• **Given data**:
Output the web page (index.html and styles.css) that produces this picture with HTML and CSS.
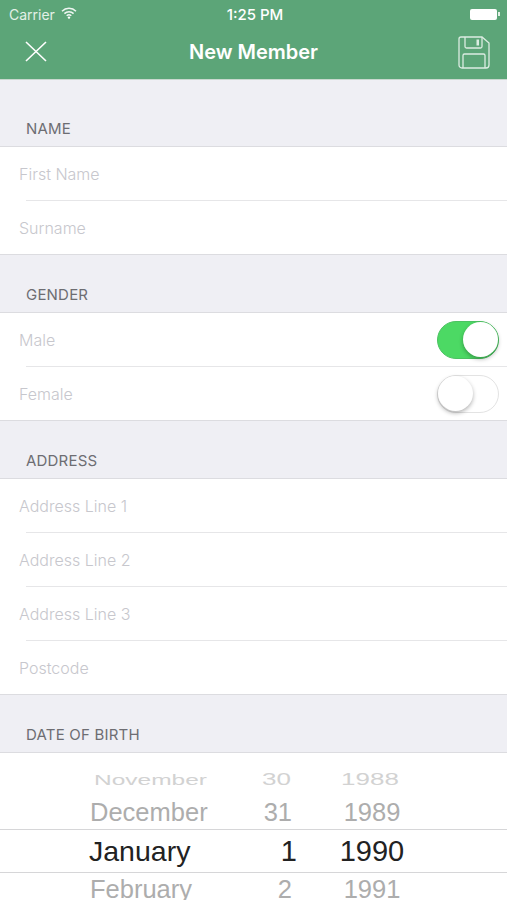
FILE: index.html
```html
<!DOCTYPE html>
<html lang="en">
  <head>
    <meta charset="UTF-8" />
    <meta name="viewport" content="width=device-width, initial-scale=1" />
    <title>New Member</title>
    <link rel="stylesheet" href="styles.css">
  </head>
  <body>
    <header class="top-bar">
      <div class="status-bar">
        <div class="status-left">
          <span>Carrier</span>
          <svg class="wifi" width="16" height="12" viewBox="0 0 16 12">
            <path d="M1 4.200a10 10 0 0 1 14 0M3.400 6.600a6.600 6.600 0 0 1 9.200 0M5.700 8.800a3.300 3.300 0 0 1 4.600 0" fill="none" stroke="#fff" stroke-width="1.500" opacity="0.9" />
            <circle cx="8" cy="10.600" r="1.200" fill="#fff" />
          </svg>
        </div>
        <span class="status-time">1:25 PM</span>
        <div class="status-right">
          <span class="battery"></span>
          <span class="battery-tip"></span>
        </div>
      </div>
      <div class="nav-bar">
        <svg class="nav-icon" width="24" height="24" viewBox="0 0 24 24">
          <path d="M2 2L22 21M22 2L2 21" fill="none" stroke="#fff" stroke-width="1.600" />
        </svg>
        <h1>New Member</h1>
        <svg class="nav-icon save-icon" width="32" height="33" viewBox="0 0 32 33">
          <path d="M3 1H24L31 7V29A3 3 0 0 1 28 32H4A3 3 0 0 1 1 29V3A2 2 0 0 1 3 1Z" fill="none" stroke="#dcece2" stroke-width="1.300" />
          <path d="M7 1V10.500A1.500 1.500 0 0 0 8.500 12H22.500A1.500 1.500 0 0 0 24 10.500V1M5 32V19.500A1.500 1.500 0 0 1 6.500 18H25.500A1.500 1.500 0 0 1 27 19.500V32" fill="none" stroke="#dcece2" stroke-width="1.300" />
          <rect x="18.500" y="3.500" width="2.500" height="6" fill="#dcece2" />
        </svg>
      </div>
    </header>

    <h2 class="section-title first">NAME</h2>
    <div class="group">
      <div class="row"><span class="placeholder">First Name</span></div>
      <div class="row"><span class="placeholder">Surname</span></div>
    </div>

    <h2 class="section-title">GENDER</h2>
    <div class="group">
      <div class="row">
        <span class="placeholder">Male</span>
        <span class="switch on"><span class="knob"></span></span>
      </div>
      <div class="row">
        <span class="placeholder">Female</span>
        <span class="switch"><span class="knob"></span></span>
      </div>
    </div>

    <h2 class="section-title">ADDRESS</h2>
    <div class="group">
      <div class="row"><span class="placeholder">Address Line 1</span></div>
      <div class="row"><span class="placeholder">Address Line 2</span></div>
      <div class="row"><span class="placeholder">Address Line 3</span></div>
      <div class="row"><span class="placeholder">Postcode</span></div>
    </div>

    <h2 class="section-title">DATE OF BIRTH</h2>
    <div class="picker">
      <div class="picker-row far">
        <span class="month">November</span><span class="day">30</span><span class="year">1988</span>
      </div>
      <div class="picker-row near">
        <span class="month">December</span><span class="day">31</span><span class="year">1989</span>
      </div>
      <div class="picker-row selected">
        <span class="month">January</span><span class="day">1</span><span class="year">1990</span>
      </div>
      <div class="picker-row near">
        <span class="month">February</span><span class="day">2</span><span class="year">1991</span>
      </div>
    </div>
  </body>
</html>
```

FILE: styles.css
```css
html {
  overflow: hidden;
}
body {
  font-family: "Inter", "Liberation Sans", sans-serif;
  background-color: #efeff4;
  margin: 0;
  height: 900px;
  overflow: hidden;
}
.top-bar {
  background-color: #5ca578;
  height: 79px;
  color: #fff;
  border-bottom: 1px solid #c9d8cf;
}
.status-bar {
  display: flex;
  justify-content: space-between;
  align-items: center;
  height: 28px;
  padding: 0 7px 0 9px;
  font-size: 14px;
  position: relative;
}
.status-left {
  display: flex;
  align-items: center;
  gap: 6px;
  color: #e3f0e7;
}
.wifi {
  margin-top: -3px;
}
.status-time {
  font-size: 15px;
  font-weight: 500;
  position: absolute;
  left: 3px;
  right: 0;
  text-align: center;
}
.status-right {
  display: flex;
  align-items: center;
}
.battery {
  width: 27px;
  height: 11px;
  background-color: #fff;
  border-radius: 2px;
}
.battery-tip {
  width: 2px;
  height: 4px;
  margin-left: 1px;
  background-color: #e3f0e7;
}
.nav-bar {
  display: flex;
  justify-content: space-between;
  align-items: center;
  height: 48px;
  padding: 0 7px 0 24px;
}
.nav-bar h1 {
  font-size: 20px;
  font-weight: 600;
  margin: 0;
  position: absolute;
  left: 0;
  right: 0;
  text-align: center;
}
.nav-icon {
  display: block;
}
.save-icon {
  margin-right: 10px;
}
.section-title {
  font-size: 15px;
  font-weight: 400;
  letter-spacing: 0.2px;
  color: #6d6d72;
  margin: 0;
  height: 57px;
  padding: 0 0 8px 26px;
  box-sizing: border-box;
  display: flex;
  align-items: flex-end;
}
.section-title.first {
  height: 66px;
}
.group {
  background-color: #fff;
  border-top: 1px solid #dcdce0;
  border-bottom: 1px solid #dcdce0;
}
.row {
  height: 53px;
  display: flex;
  align-items: center;
  justify-content: space-between;
  padding-left: 19px;
  padding-right: 8px;
  position: relative;
}
.row + .row::before {
  content: "";
  position: absolute;
  top: -1px;
  left: 26px;
  right: 0;
  height: 1px;
  background-color: #e6e6e8;
}
.row + .row {
  margin-top: 1px;
}
.placeholder {
  font-size: 16px;
  font-weight: 300;
  color: #c7c7cd;
}
.switch {
  display: flex;
  width: 62px;
  height: 38px;
  border-radius: 19px;
  border: 1.500px solid #e3e3e3;
  box-sizing: border-box;
  background-color: #fff;
  position: relative;
}
.switch.on {
  background-color: #4cd964;
  border-color: #4cc262;
  justify-content: flex-end;
}
.knob {
  width: 35px;
  height: 35px;
  border-radius: 50%;
  background-color: #fff;
  box-shadow: 0 2px 4px rgba(0, 0, 0, 0.3);
}
.picker {
  background-color: #fff;
  border-top: 1px solid #dcdce0;
  height: 148px;
  padding-top: 11px;
  box-sizing: border-box;
  overflow: hidden;
  font-family: "Liberation Sans", Arial, sans-serif;
}
.picker-row {
  display: grid;
  grid-template-columns: 190px 107px 150px;
  align-items: center;
  color: #adadad;
  white-space: nowrap;
}
.month {
  padding-left: 90px;
}
.day {
  justify-self: end;
}
.year {
  justify-self: center;
}
.picker-row.far {
  height: 32px;
  font-size: 24.5px;
  color: #d2d2d2;
  transform: scaleY(0.6);
}
.picker-row.far .month {
  padding-left: 94px;
}
.picker-row.far .day {
  font-size: 26px;
  padding-right: 6px;
}
.picker-row.far .year {
  font-size: 26px;
  padding-right: 4px;
}
.picker-row.near {
  height: 33px;
  font-size: 25.5px;
}
.picker-row.near .day {
  padding-right: 5px;
}
.picker-row.selected {
  height: 42px;
  font-size: 29px;
  color: #222;
  border-top: 1px solid #d6d6d8;
  border-bottom: 1px solid #d6d6d8;
}
.picker-row.selected .month {
  font-size: 28.5px;
  padding-left: 89px;
}
```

• **Work to complete**:
Give every line back word for word and leave the pictures out.

• **Answer in full**:
Output the web page (index.html and styles.css) that produces this picture with HTML and CSS.
FILE: index.html
```html
<!DOCTYPE html>
<html lang="en">
  <head>
    <meta charset="UTF-8" />
    <meta name="viewport" content="width=device-width, initial-scale=1" />
    <title>New Member</title>
    <link rel="stylesheet" href="styles.css">
  </head>
  <body>
    <header class="top-bar">
      <div class="status-bar">
        <div class="status-left">
          <span>Carrier</span>
          <svg class="wifi" width="16" height="12" viewBox="0 0 16 12">
            <path d="M1 4.200a10 10 0 0 1 14 0M3.400 6.600a6.600 6.600 0 0 1 9.200 0M5.700 8.800a3.300 3.300 0 0 1 4.600 0" fill="none" stroke="#fff" stroke-width="1.500" opacity="0.9" />
            <circle cx="8" cy="10.600" r="1.200" fill="#fff" />
          </svg>
        </div>
        <span class="status-time">1:25 PM</span>
        <div class="status-right">
          <span class="battery"></span>
          <span class="battery-tip"></span>
        </div>
      </div>
      <div class="nav-bar">
        <svg class="nav-icon" width="24" height="24" viewBox="0 0 24 24">
          <path d="M2 2L22 21M22 2L2 21" fill="none" stroke="#fff" stroke-width="1.600" />
        </svg>
        <h1>New Member</h1>
        <svg class="nav-icon save-icon" width="32" height="33" viewBox="0 0 32 33">
          <path d="M3 1H24L31 7V29A3 3 0 0 1 28 32H4A3 3 0 0 1 1 29V3A2 2 0 0 1 3 1Z" fill="none" stroke="#dcece2" stroke-width="1.300" />
          <path d="M7 1V10.500A1.500 1.500 0 0 0 8.500 12H22.500A1.500 1.500 0 0 0 24 10.500V1M5 32V19.500A1.500 1.500 0 0 1 6.500 18H25.500A1.500 1.500 0 0 1 27 19.500V32" fill="none" stroke="#dcece2" stroke-width="1.300" />
          <rect x="18.500" y="3.500" width="2.500" height="6" fill="#dcece2" />
        </svg>
      </div>
    </header>

    <h2 class="section-title first">NAME</h2>
    <div class="group">
      <div class="row"><span class="placeholder">First Name</span></div>
      <div class="row"><span class="placeholder">Surname</span></div>
    </div>

    <h2 class="section-title">GENDER</h2>
    <div class="group">
      <div class="row">
        <span class="placeholder">Male</span>
        <span class="switch on"><span class="knob"></span></span>
      </div>
      <div class="row">
        <span class="placeholder">Female</span>
        <span class="switch"><span class="knob"></span></span>
      </div>
    </div>

    <h2 class="section-title">ADDRESS</h2>
    <div class="group">
      <div class="row"><span class="placeholder">Address Line 1</span></div>
      <div class="row"><span class="placeholder">Address Line 2</span></div>
      <div class="row"><span class="placeholder">Address Line 3</span></div>
      <div class="row"><span class="placeholder">Postcode</span></div>
    </div>

    <h2 class="section-title">DATE OF BIRTH</h2>
    <div class="picker">
      <div class="picker-row far">
        <span class="month">November</span><span class="day">30</span><span class="year">1988</span>
      </div>
      <div class="picker-row near">
        <span class="month">December</span><span class="day">31</span><span class="year">1989</span>
      </div>
      <div class="picker-row selected">
        <span class="month">January</span><span class="day">1</span><span class="year">1990</span>
      </div>
      <div class="picker-row near">
        <span class="month">February</span><span class="day">2</span><span class="year">1991</span>
      </div>
    </div>
  </body>
</html>
```

FILE: styles.css
```css
html {
  overflow: hidden;
}
body {
  font-family: "Inter", "Liberation Sans", sans-serif;
  background-color: #efeff4;
  margin: 0;
  height: 900px;
  overflow: hidden;
}
.top-bar {
  background-color: #5ca578;
  height: 79px;
  color: #fff;
  border-bottom: 1px solid #c9d8cf;
}
.status-bar {
  display: flex;
  justify-content: space-between;
  align-items: center;
  height: 28px;
  padding: 0 7px 0 9px;
  font-size: 14px;
  position: relative;
}
.status-left {
  display: flex;
  align-items: center;
  gap: 6px;
  color: #e3f0e7;
}
.wifi {
  margin-top: -3px;
}
.status-time {
  font-size: 15px;
  font-weight: 500;
  position: absolute;
  left: 3px;
  right: 0;
  text-align: center;
}
.status-right {
  display: flex;
  align-items: center;
}
.battery {
  width: 27px;
  height: 11px;
  background-color: #fff;
  border-radius: 2px;
}
.battery-tip {
  width: 2px;
  height: 4px;
  margin-left: 1px;
  background-color: #e3f0e7;
}
.nav-bar {
  display: flex;
  justify-content: space-between;
  align-items: center;
  height: 48px;
  padding: 0 7px 0 24px;
}
.nav-bar h1 {
  font-size: 20px;
  font-weight: 600;
  margin: 0;
  position: absolute;
  left: 0;
  right: 0;
  text-align: center;
}
.nav-icon {
  display: block;
}
.save-icon {
  margin-right: 10px;
}
.section-title {
  font-size: 15px;
  font-weight: 400;
  letter-spacing: 0.2px;
  color: #6d6d72;
  margin: 0;
  height: 57px;
  padding: 0 0 8px 26px;
  box-sizing: border-box;
  display: flex;
  align-items: flex-end;
}
.section-title.first {
  height: 66px;
}
.group {
  background-color: #fff;
  border-top: 1px solid #dcdce0;
  border-bottom: 1px solid #dcdce0;
}
.row {
  height: 53px;
  display: flex;
  align-items: center;
  justify-content: space-between;
  padding-left: 19px;
  padding-right: 8px;
  position: relative;
}
.row + .row::before {
  content: "";
  position: absolute;
  top: -1px;
  left: 26px;
  right: 0;
  height: 1px;
  background-color: #e6e6e8;
}
.row + .row {
  margin-top: 1px;
}
.placeholder {
  font-size: 16px;
  font-weight: 300;
  color: #c7c7cd;
}
.switch {
  display: flex;
  width: 62px;
  height: 38px;
  border-radius: 19px;
  border: 1.500px solid #e3e3e3;
  box-sizing: border-box;
  background-color: #fff;
  position: relative;
}
.switch.on {
  background-color: #4cd964;
  border-color: #4cc262;
  justify-content: flex-end;
}
.knob {
  width: 35px;
  height: 35px;
  border-radius: 50%;
  background-color: #fff;
  box-shadow: 0 2px 4px rgba(0, 0, 0, 0.3);
}
.picker {
  background-color: #fff;
  border-top: 1px solid #dcdce0;
  height: 148px;
  padding-top: 11px;
  box-sizing: border-box;
  overflow: hidden;
  font-family: "Liberation Sans", Arial, sans-serif;
}
.picker-row {
  display: grid;
  grid-template-columns: 190px 107px 150px;
  align-items: center;
  color: #adadad;
  white-space: nowrap;
}
.month {
  padding-left: 90px;
}
.day {
  justify-self: end;
}
.year {
  justify-self: center;
}
.picker-row.far {
  height: 32px;
  font-size: 24.5px;
  color: #d2d2d2;
  transform: scaleY(0.6);
}
.picker-row.far .month {
  padding-left: 94px;
}
.picker-row.far .day {
  font-size: 26px;
  padding-right: 6px;
}
.picker-row.far .year {
  font-size: 26px;
  padding-right: 4px;
}
.picker-row.near {
  height: 33px;
  font-size: 25.5px;
}
.picker-row.near .day {
  padding-right: 5px;
}
.picker-row.selected {
  height: 42px;
  font-size: 29px;
  color: #222;
  border-top: 1px solid #d6d6d8;
  border-bottom: 1px solid #d6d6d8;
}
.picker-row.selected .month {
  font-size: 28.5px;
  padding-left: 89px;
}
```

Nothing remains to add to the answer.